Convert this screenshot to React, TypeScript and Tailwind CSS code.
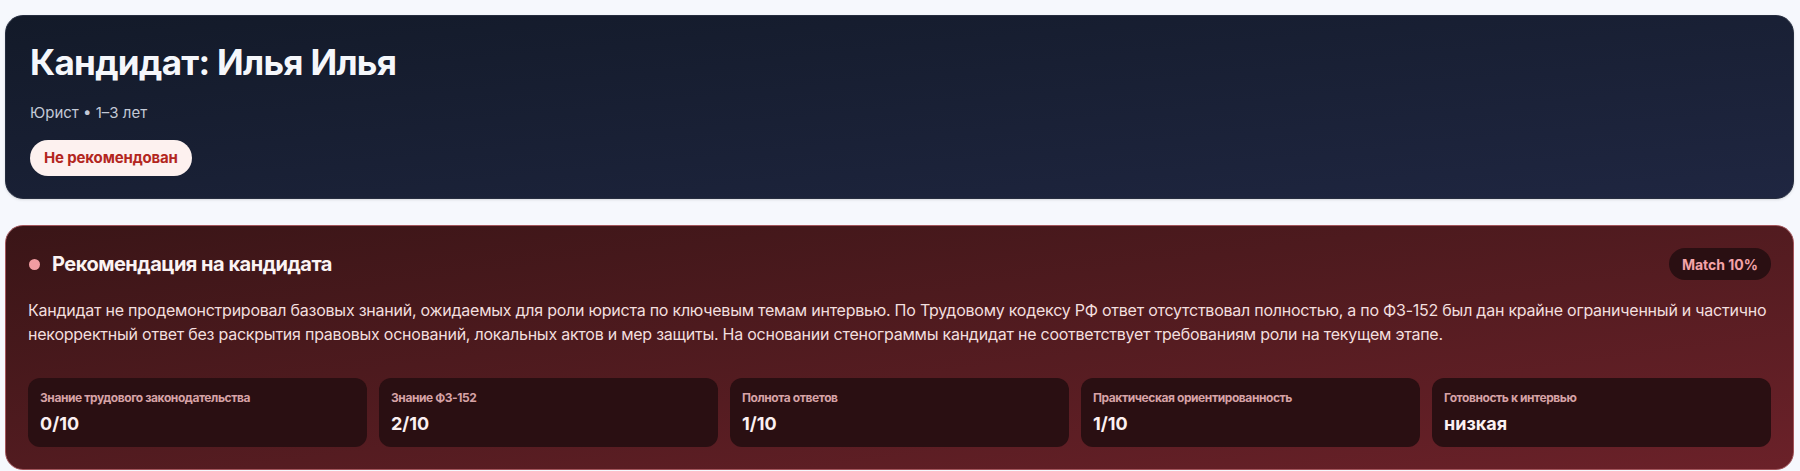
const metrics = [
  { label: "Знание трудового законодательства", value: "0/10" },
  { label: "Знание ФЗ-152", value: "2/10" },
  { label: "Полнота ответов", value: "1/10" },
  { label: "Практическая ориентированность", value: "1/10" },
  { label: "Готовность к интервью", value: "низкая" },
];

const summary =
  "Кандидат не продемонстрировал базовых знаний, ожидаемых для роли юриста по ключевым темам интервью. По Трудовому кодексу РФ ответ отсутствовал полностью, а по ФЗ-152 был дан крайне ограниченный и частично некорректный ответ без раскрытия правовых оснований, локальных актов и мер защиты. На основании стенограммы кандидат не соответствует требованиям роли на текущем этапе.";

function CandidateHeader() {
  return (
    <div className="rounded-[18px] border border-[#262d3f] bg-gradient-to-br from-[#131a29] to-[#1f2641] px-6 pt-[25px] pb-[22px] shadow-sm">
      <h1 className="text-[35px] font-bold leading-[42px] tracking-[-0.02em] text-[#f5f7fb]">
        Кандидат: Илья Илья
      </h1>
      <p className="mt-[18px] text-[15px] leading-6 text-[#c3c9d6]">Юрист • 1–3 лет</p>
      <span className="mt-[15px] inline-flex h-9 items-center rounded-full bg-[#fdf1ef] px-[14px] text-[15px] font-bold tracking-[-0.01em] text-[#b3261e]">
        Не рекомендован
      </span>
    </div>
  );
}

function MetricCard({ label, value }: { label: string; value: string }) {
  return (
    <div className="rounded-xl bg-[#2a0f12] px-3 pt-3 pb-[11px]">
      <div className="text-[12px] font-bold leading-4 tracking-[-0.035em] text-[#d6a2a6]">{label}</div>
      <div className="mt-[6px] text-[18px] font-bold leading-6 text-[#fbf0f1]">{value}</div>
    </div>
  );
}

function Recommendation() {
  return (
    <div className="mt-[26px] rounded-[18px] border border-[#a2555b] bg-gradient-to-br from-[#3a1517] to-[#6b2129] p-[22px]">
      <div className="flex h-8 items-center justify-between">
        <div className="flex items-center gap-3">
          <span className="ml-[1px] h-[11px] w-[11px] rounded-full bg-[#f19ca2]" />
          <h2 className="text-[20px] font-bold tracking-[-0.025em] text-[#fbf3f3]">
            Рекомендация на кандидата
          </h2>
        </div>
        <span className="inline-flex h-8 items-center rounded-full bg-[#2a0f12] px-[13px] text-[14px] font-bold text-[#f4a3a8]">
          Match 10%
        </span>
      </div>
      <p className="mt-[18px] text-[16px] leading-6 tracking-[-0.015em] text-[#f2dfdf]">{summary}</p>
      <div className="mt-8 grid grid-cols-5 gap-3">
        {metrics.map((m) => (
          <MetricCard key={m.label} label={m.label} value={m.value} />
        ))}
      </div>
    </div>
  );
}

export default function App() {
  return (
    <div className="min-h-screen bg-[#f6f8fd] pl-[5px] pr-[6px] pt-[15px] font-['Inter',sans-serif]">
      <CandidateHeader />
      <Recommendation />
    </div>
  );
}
* * *
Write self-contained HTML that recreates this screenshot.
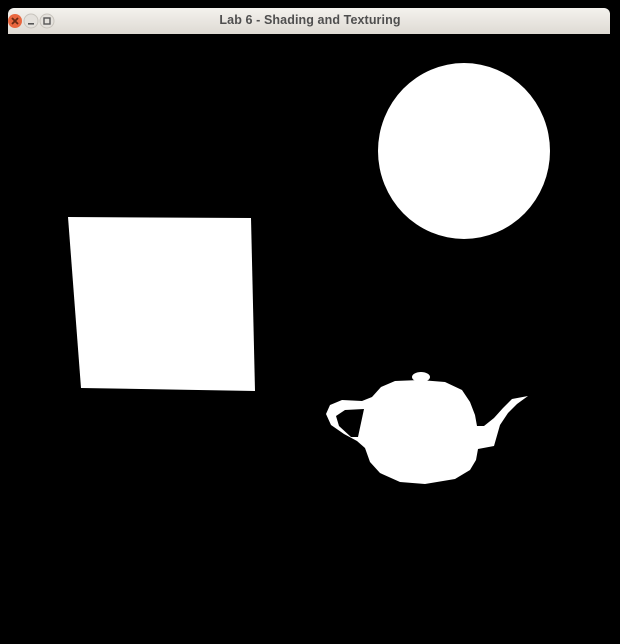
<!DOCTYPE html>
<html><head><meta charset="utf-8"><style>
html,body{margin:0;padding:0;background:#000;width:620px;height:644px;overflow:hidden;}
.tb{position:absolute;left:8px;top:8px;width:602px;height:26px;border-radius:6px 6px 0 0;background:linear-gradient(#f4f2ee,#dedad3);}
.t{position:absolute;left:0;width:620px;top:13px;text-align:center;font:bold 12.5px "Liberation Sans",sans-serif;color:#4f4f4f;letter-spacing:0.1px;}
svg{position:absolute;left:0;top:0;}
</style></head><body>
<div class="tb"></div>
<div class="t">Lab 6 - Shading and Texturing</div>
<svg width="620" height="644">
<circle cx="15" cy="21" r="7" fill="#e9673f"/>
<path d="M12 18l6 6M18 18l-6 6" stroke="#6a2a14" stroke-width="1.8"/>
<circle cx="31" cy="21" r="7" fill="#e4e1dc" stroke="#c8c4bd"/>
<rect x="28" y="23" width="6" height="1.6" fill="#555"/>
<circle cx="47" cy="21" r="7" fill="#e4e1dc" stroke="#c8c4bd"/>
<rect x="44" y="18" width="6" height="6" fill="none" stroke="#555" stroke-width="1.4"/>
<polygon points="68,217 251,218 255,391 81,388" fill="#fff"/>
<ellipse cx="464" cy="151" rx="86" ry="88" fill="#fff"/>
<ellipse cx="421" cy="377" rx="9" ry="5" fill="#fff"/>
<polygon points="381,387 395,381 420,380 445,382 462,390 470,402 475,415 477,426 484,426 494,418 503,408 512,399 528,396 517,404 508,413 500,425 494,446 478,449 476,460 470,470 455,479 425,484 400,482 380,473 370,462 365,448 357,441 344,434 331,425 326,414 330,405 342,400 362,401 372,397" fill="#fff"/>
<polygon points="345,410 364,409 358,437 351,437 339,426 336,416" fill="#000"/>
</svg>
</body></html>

WORK TO BE COMPLETED:
Leave out the pictures and transcribe exactly the lines from the one containing "Convert this screenshot" through the one containing "не продемонстрировал базовых".

SOLUTION TO THE EXERCISE:
Convert this screenshot to React, TypeScript and Tailwind CSS code.
const metrics = [
  { label: "Знание трудового законодательства", value: "0/10" },
  { label: "Знание ФЗ-152", value: "2/10" },
  { label: "Полнота ответов", value: "1/10" },
  { label: "Практическая ориентированность", value: "1/10" },
  { label: "Готовность к интервью", value: "низкая" },
];

const summary =
  "Кандидат не продемонстрировал базовых знаний, ожидаемых для роли юриста по ключевым темам интервью. По Трудовому кодексу РФ ответ отсутствовал полностью, а по ФЗ-152 был дан крайне ограниченный и частично некорректный ответ без раскрытия правовых оснований, локальных актов и мер защиты. На основании стенограммы кандидат не соответствует требованиям роли на текущем этапе.";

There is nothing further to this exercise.